Smaller groups of people remain stranded near the Algerian and Libyan border.

Hundreds of migrants from sub-Saharan countries fled or were forced out of Sfax after racial tensions flared following the July 3 killing of a Tunisian man in an altercation between locals and migrants.

Sfax is a North African departure point for many migrants from impoverished and war-torn countries hoping to travel to Europe.

Many of those forced to leave Sfax were left to fend for themselves in harsh desert conditions near Tunisia's borders.

Abdellatif Chabou, president of the Tunisian Red Crescent, told AFP on Wednesday that the charity had been authorised to pick up hundreds of migrants left without water or food in the militarised zone of Ras Jedir, on the Libyan border.
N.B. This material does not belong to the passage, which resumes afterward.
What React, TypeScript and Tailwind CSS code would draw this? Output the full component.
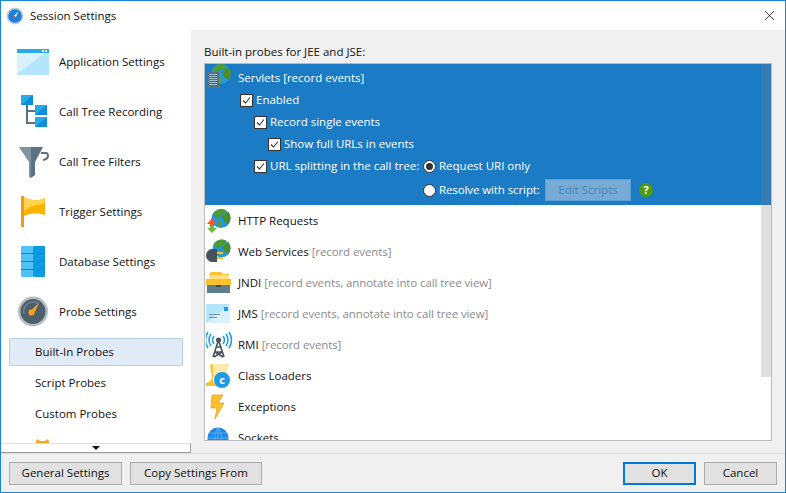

He said the organisation had provided shelter to “630 in total” between Sunday and Monday – a figure which could increase in the coming days.

The Red Crescent said it was feeding the migrants and had brought 400 mattresses from Tunis to equip the schools where they are now being sheltered.

NGOs said they are concerned about the fate of dozens of other migrants, estimated by Human Rights Watch to be around 150 to 200, along Tunisia's western border with Algeria.

“We are receiving several messages and calls from people who were deported to border areas with both Algeria and Libya,” Hiba, a member of The Alarm Phone organisation, an NGO that helps bring attention to migrants in distress, told The National, without revealing her full name.

“These people do not have access to food, water or protection from the elements and as we keep losing contact with many of them. We no longer know if some groups are still alive or not.”

The Alarm Phone said that it has notified both Tunisian authorities and the UN's affiliated refugees and migration bodies, however, it has received no response.